• TASK INSTRUCTIONS: Using the listing below, copy every line that mentions "this".

• MATERIAL TO PROCESS:
================================

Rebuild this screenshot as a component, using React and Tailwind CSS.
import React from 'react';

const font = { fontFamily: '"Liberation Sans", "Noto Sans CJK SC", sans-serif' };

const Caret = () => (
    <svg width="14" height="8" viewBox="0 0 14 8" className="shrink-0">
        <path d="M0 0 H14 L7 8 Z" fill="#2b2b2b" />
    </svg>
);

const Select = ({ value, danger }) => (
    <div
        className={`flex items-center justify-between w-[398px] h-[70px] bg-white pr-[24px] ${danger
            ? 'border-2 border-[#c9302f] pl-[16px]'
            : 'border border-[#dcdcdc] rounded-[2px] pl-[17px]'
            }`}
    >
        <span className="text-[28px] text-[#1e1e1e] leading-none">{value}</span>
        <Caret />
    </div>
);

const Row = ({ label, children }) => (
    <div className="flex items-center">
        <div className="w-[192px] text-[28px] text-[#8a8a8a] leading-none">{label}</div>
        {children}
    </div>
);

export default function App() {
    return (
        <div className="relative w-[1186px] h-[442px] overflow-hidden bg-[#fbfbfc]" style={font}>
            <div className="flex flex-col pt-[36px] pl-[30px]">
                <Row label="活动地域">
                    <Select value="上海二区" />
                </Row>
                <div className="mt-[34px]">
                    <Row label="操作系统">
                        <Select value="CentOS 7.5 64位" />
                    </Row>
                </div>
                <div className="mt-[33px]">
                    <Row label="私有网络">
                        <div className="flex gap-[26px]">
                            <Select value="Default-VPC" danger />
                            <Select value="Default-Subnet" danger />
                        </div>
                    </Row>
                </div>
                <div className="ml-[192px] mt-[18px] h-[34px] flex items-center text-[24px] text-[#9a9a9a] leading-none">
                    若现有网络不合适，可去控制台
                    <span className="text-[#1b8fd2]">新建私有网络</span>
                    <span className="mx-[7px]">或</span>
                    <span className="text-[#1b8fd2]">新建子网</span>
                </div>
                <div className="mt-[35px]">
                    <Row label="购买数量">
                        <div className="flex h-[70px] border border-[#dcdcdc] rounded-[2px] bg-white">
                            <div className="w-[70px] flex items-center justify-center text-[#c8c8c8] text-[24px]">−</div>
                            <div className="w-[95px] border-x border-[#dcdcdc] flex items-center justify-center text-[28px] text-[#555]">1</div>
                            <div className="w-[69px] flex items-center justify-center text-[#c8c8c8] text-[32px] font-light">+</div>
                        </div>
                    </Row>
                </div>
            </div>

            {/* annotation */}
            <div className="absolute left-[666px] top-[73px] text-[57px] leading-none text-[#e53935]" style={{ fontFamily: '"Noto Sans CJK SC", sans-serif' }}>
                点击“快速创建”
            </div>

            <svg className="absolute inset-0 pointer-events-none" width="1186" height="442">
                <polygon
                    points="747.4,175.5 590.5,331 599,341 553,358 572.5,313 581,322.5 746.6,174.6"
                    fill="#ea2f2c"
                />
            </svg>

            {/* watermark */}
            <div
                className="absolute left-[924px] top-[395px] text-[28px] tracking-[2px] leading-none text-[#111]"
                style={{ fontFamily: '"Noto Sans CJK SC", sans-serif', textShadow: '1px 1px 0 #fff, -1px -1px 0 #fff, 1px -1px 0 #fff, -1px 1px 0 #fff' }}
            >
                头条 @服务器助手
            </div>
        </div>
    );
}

================================

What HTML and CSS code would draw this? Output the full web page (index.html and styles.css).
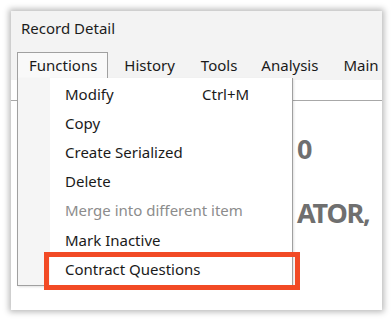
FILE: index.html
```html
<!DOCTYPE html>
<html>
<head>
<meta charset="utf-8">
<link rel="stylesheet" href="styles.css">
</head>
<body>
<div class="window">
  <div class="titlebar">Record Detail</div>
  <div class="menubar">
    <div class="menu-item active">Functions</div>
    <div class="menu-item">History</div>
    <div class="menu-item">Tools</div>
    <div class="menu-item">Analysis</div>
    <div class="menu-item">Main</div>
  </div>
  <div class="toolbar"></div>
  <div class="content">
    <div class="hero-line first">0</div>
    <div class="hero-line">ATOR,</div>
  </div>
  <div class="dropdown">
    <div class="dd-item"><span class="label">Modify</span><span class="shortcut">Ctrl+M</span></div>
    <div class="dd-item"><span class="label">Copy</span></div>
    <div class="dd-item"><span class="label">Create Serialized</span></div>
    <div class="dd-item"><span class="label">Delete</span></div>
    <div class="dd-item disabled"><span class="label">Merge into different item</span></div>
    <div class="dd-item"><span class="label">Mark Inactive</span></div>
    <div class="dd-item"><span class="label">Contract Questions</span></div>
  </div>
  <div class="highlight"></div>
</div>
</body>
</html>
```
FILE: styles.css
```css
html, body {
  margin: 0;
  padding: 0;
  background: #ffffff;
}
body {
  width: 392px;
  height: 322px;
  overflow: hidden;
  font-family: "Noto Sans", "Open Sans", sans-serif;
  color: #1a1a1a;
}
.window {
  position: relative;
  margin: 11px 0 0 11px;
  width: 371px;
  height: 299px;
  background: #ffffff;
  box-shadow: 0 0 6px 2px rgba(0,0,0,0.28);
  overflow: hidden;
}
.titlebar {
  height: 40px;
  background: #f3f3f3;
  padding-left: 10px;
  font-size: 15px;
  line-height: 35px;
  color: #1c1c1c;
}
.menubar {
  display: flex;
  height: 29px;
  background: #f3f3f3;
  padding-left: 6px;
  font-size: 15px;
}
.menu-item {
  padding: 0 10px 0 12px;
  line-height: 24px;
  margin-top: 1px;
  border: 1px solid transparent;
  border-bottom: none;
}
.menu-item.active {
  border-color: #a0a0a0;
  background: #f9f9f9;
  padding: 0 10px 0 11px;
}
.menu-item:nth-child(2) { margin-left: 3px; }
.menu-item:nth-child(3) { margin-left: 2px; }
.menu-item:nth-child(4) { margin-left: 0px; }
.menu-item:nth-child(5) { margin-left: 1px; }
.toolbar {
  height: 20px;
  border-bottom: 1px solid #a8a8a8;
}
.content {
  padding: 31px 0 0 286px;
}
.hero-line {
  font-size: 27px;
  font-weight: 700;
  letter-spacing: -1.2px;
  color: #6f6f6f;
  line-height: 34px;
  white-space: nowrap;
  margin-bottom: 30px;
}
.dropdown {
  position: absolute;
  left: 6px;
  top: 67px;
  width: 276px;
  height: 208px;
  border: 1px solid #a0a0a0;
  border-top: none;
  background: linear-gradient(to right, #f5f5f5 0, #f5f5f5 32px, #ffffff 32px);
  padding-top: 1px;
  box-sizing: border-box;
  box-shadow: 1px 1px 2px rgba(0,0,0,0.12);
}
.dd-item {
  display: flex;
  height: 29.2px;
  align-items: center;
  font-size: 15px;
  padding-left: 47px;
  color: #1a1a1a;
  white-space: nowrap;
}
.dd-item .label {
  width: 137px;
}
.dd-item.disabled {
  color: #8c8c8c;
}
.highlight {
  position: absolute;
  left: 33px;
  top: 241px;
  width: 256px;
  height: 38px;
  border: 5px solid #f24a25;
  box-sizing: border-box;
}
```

================================

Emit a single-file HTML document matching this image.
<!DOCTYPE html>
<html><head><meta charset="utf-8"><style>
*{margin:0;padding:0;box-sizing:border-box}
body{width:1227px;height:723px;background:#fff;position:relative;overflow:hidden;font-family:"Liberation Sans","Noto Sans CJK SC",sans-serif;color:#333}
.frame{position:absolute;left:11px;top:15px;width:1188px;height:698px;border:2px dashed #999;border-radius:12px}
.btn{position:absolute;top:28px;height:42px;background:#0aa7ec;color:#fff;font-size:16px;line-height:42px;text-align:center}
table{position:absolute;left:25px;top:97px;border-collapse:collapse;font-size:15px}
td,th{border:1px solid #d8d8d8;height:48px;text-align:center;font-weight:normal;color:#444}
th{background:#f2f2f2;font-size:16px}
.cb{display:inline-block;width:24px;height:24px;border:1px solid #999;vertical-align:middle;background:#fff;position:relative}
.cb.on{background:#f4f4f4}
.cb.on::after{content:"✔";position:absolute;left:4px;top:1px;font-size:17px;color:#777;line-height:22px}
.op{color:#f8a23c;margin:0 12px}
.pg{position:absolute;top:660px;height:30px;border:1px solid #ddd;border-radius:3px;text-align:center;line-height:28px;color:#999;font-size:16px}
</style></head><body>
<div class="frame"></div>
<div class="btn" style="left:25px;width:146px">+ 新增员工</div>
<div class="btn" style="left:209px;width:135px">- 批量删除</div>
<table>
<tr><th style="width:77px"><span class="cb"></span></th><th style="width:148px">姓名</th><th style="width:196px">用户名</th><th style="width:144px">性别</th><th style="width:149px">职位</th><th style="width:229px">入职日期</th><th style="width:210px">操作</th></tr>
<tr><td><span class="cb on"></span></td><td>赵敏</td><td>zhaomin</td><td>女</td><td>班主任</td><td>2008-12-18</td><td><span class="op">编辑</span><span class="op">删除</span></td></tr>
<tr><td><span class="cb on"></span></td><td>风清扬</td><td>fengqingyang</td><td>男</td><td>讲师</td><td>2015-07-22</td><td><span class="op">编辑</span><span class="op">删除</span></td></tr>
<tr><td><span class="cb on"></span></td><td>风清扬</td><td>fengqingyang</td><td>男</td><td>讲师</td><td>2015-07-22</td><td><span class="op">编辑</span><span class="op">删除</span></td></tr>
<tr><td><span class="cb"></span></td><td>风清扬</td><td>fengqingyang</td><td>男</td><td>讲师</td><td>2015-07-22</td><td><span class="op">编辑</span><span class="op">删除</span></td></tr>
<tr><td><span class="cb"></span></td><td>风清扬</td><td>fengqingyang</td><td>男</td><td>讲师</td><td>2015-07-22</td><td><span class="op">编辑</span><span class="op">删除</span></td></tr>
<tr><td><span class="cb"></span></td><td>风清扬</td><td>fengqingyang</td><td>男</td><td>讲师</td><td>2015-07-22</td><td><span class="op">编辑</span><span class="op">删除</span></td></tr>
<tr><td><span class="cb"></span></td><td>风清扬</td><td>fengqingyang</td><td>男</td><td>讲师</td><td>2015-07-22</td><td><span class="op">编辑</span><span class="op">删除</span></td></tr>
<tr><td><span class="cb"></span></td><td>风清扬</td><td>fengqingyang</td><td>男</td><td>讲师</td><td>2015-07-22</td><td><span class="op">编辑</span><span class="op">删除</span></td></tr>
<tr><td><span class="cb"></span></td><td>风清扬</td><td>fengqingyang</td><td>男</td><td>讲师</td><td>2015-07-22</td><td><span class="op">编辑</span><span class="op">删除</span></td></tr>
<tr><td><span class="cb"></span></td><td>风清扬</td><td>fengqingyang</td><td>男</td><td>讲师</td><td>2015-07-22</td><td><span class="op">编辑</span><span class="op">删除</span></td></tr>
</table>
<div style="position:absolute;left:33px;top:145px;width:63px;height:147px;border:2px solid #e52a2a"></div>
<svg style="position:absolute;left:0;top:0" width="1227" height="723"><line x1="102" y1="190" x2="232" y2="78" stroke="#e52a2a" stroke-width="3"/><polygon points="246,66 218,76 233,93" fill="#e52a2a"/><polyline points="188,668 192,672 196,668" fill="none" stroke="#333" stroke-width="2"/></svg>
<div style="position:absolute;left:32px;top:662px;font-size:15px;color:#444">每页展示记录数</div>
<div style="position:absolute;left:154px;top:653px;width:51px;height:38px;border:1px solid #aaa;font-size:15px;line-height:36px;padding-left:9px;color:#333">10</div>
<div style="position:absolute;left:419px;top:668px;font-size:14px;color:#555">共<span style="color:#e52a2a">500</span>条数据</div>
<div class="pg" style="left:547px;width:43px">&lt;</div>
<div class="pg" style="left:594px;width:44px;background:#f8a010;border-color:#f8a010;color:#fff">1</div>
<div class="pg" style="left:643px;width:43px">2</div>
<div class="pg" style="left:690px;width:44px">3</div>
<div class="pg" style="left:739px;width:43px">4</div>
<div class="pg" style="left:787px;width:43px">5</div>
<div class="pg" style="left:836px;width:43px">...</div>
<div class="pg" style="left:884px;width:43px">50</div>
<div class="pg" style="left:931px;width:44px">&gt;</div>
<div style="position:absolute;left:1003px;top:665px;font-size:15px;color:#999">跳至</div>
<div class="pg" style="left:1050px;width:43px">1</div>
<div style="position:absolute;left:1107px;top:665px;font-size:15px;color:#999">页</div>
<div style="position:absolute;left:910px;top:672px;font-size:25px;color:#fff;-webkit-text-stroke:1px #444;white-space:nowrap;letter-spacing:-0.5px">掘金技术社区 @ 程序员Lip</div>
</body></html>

================================

• TASK RESULT:
Rebuild this screenshot as a component, using React and Tailwind CSS.
What HTML and CSS code would draw this? Output the full web page (index.html and styles.css).
Emit a single-file HTML document matching this image.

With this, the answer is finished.